─── Dataset entries ───
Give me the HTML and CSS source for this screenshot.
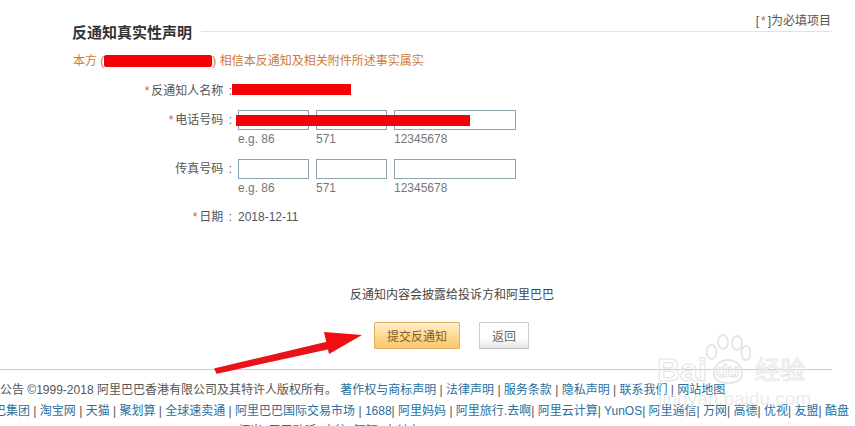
FILE: index.html
```html
<!DOCTYPE html>
<html lang="zh-CN">
<head>
  <meta charset="UTF-8">
  <title>反通知真实性声明</title>
  <link rel="stylesheet" href="styles.css">
</head>
<body>
  <div class="page">
    <div class="form-area">
      <div class="title-row">
        <h2>反通知真实性声明</h2>
        <span class="title-line"></span>
        <span class="required-note">[<i>*</i>]为必填项目</span>
      </div>

      <p class="statement">本方 (<span class="redact statement-redact"></span>) 相信本反通知及相关附件所述事实属实</p>

      <div class="field name-field">
        <label><i>*</i>反通知人名称 :</label>
        <span class="redact name-redact"></span>
      </div>

      <div class="field phone-field">
        <label><i>*</i>电话号码 :</label>
        <div class="inputs">
          <div class="part"><input type="text"><span>e.g. 86</span></div>
          <div class="part"><input type="text"><span>571</span></div>
          <div class="part wide"><input type="text"><span>12345678</span></div>
        </div>
        <span class="redact phone-redact"></span>
      </div>

      <div class="field fax-field">
        <label>传真号码 :</label>
        <div class="inputs">
          <div class="part"><input type="text"><span>e.g. 86</span></div>
          <div class="part"><input type="text"><span>571</span></div>
          <div class="part wide"><input type="text"><span>12345678</span></div>
        </div>
      </div>

      <div class="field date-field">
        <label><i>*</i>日期 :</label>
        <span class="date">2018-12-11</span>
      </div>
    </div>

    <p class="disclose">反通知内容会披露给投诉方和阿里巴巴</p>

    <div class="actions">
      <button class="btn-submit">提交反通知</button>
      <button class="btn-back">返回</button>
    </div>

    <div class="footer">
      <p>公告 ©1999-2018 阿里巴巴香港有限公司及其特许人版权所有。 <a href="#">著作权与商标声明</a> | <a href="#">法律声明</a> | <a href="#">服务条款</a> | <a href="#">隐私声明</a> | <a href="#">联系我们</a> | <a href="#">网站地图</a></p>
      <p class="group-links"><a href="#">巴集团</a> | <a href="#">淘宝网</a> | <a href="#">天猫</a> | <a href="#">聚划算</a> | <a href="#">全球速卖通</a> | <a href="#">阿里巴巴国际交易市场</a> | <a href="#">1688</a>| <a href="#">阿里妈妈</a> | <a href="#">阿里旅行.去啊</a>| <a href="#">阿里云计算</a>| <a href="#">YunOS</a>| <a href="#">阿里通信</a>| <a href="#">万网</a>| <a href="#">高德</a>| <a href="#">优视</a>| <a href="#">友盟</a>| <a href="#">酷盘</a></p>
      <p class="more-links"><a href="#">虾米</a>| <a href="#">天天动听</a>| <a href="#">来往</a>| <a href="#">钉钉</a>| <a href="#">支付宝</a></p>
    </div>

    <!-- red arrow pasted over the screenshot -->
    <svg class="arrow" width="160" height="50" viewBox="0 0 160 50">
      <path d="M4 39 L118 12 L120 18 L6 43 Z" fill="#e8141a" stroke="#e8141a" stroke-width="1.5" stroke-linejoin="round"/>
      <path d="M113 2 L151 5 L118 24 Z" fill="#f20d12"/>
    </svg>

    <div class="watermark">
      <span class="mark-bai">Bai</span>
      <svg class="paw" width="46" height="52" viewBox="0 0 46 52" fill="none" stroke="#e6e6e6" stroke-width="2">
        <ellipse cx="6.5" cy="19" rx="5" ry="7"/>
        <ellipse cx="18" cy="9" rx="5" ry="7"/>
        <ellipse cx="32" cy="10" rx="5" ry="7"/>
        <ellipse cx="41" cy="20" rx="4.5" ry="7"/>
        <path d="M23 27 C15 27 9 33 9 40 C9 47 15 50 23 50 C31 50 37 47 37 40 C37 33 31 27 23 27 Z"/>
      </svg>
      <span class="mark-du">du</span>
      <span class="mark-jy">经验</span>
      <span class="mark-url">jingyan.baidu.com</span>
    </div>
  </div>
</body>
</html>
```

FILE: styles.css
```css
html, body {
  margin: 0;
  padding: 0;
  background-color: #fff;
}

body {
  width: 855px;
  height: 426px;
  overflow: hidden;
  font-family: "Liberation Sans", "Noto Sans CJK SC", sans-serif;
  font-size: 12px;
  color: #555;
}

.page {
  position: relative;
  width: 855px;
  height: 426px;
  overflow: hidden;
}

i {
  font-style: normal;
  color: #d9534f;
}

.form-area {
  width: 760px;
  margin-left: 72px;
  padding-top: 13px;
}

.title-row {
  display: flex;
  align-items: center;
  height: 36px;
}

.title-row h2 {
  margin: 0 9px 0 0;
  font-size: 15px;
  font-weight: bold;
  color: #333;
}

.title-line {
  flex: 1;
  height: 1px;
  background-color: #e2e2e2;
}

.required-note {
  position: absolute;
  top: 11px;
  right: 24px;
  background-color: #fff;
  color: #555;
}

.required-note i {
  margin: 0 2px;
}

.statement {
  margin: 5px 0 0 1px;
  height: 14px;
  line-height: 14px;
  color: #cc7a3e;
}

.redact {
  display: inline-block;
  background-color: #f40008;
}

.statement-redact {
  width: 108px;
  height: 12px;
  vertical-align: -2px;
  border-radius: 2px;
}

.field {
  display: flex;
  position: relative;
}

.field label {
  box-sizing: border-box;
  width: 166px;
  flex: none;
  padding-right: 6px;
  text-align: right;
  word-spacing: 2px;
  color: #555;
}

.field label i {
  margin-right: 2px;
}

.name-field {
  margin-top: 13px;
  align-items: center;
  height: 16px;
}

.name-redact {
  width: 119px;
  height: 11px;
  margin-left: -6px;
}

.phone-field {
  margin-top: 13px;
}

.phone-field label,
.fax-field label {
  line-height: 20px;
}

.inputs {
  display: flex;
  gap: 7px;
}

.part {
  display: flex;
  flex-direction: column;
  width: 71px;
}

.part.wide {
  width: 122px;
}

.part input {
  box-sizing: border-box;
  width: 100%;
  height: 20px;
  padding: 0;
  border: 1px solid #8fa3ad;
  background-color: #fff;
}

.part span {
  margin-top: 2px;
  line-height: 14px;
  color: #777;
}

.phone-redact {
  position: absolute;
  left: 164px;
  top: 5px;
  width: 234px;
  height: 11px;
}

.fax-field {
  margin-top: 13px;
}

.date-field {
  margin-top: 15px;
  line-height: 14px;
}

.date {
  color: #555;
}

.disclose {
  position: absolute;
  top: 288px;
  left: 350px;
  margin: 0;
  line-height: 14px;
  color: #444;
}

.actions {
  position: absolute;
  top: 322px;
  left: 374px;
  display: flex;
  gap: 19px;
}

.actions button {
  box-sizing: border-box;
  height: 27px;
  padding: 0;
  font-family: inherit;
  font-size: 12px;
  border-radius: 1px;
}

.btn-submit {
  width: 86px;
  color: #8a5a1c;
  border: 1px solid #e5ae5c;
  background: linear-gradient(#fff0cf, #fbd58c 60%, #f7c873);
}

.btn-back {
  width: 50px;
  color: #666;
  border: 1px solid #ccc;
  border-bottom-color: #bbb;
  background: linear-gradient(#fff, #fff 60%, #e4e4e4);
}

.footer {
  position: absolute;
  top: 369px;
  left: 0;
  width: 832px;
  border-top: 1px solid #ccc;
  white-space: nowrap;
}

.footer p {
  margin: 0;
  line-height: 20px;
  color: #555;
}

.footer p:first-child {
  margin-top: 10px;
}

.footer a {
  color: #2a6f9e;
  text-decoration: none;
}

.footer .group-links {
  margin-left: -6px;
  margin-top: 1px;
}

.footer .more-links {
  margin-top: 0;
  margin-left: 238px;
}

.arrow {
  position: absolute;
  left: 211px;
  top: 330px;
  filter: blur(0.4px);
}

.watermark {
  position: absolute;
  left: 657px;
  top: 333px;
  width: 150px;
  height: 72px;
  pointer-events: none;
}

.paw {
  position: absolute;
  left: 48px;
  top: 0;
}

.mark-bai {
  position: absolute;
  left: 0;
  top: 21px;
  font-size: 32px;
  line-height: 32px;
  font-weight: bold;
  color: transparent;
  -webkit-text-stroke: 1px #e4e4e4;
}

.mark-du {
  position: absolute;
  left: 59px;
  top: 27px;
  font-size: 19px;
  line-height: 22px;
  font-weight: bold;
  color: transparent;
  -webkit-text-stroke: 1px #e4e4e4;
}

.mark-jy {
  position: absolute;
  left: 98px;
  top: 22px;
  font-size: 25px;
  line-height: 30px;
  color: transparent;
  -webkit-text-stroke: 1px #e8e8e8;
}

.mark-url {
  position: absolute;
  left: 1px;
  top: 58px;
  font-size: 19px;
  line-height: 16px;
  color: #ececec;
}
```
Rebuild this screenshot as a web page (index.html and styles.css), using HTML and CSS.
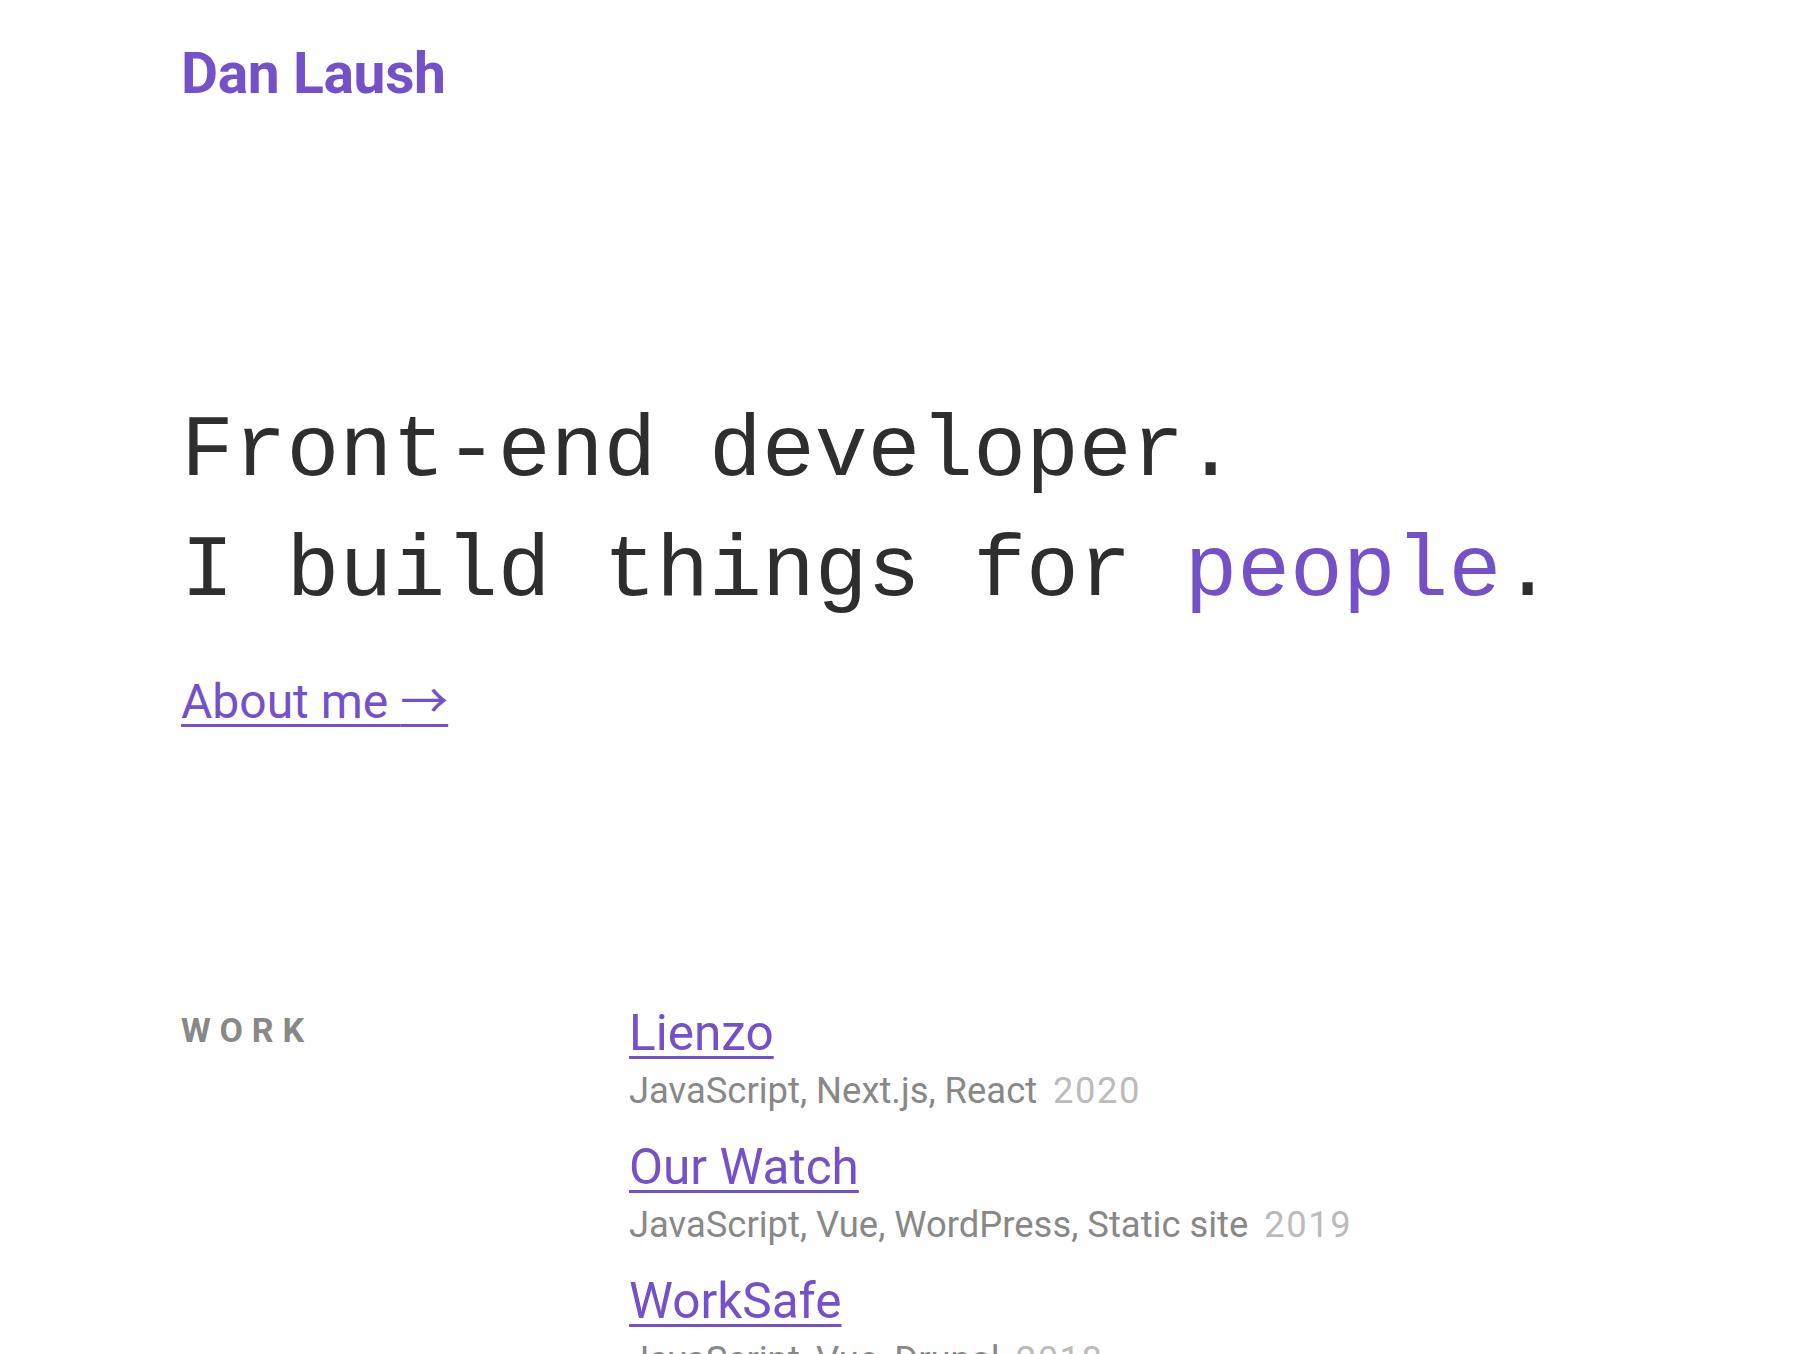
───
Give the count of lines containing "index", with no added text.

* **Result of the exercise**
2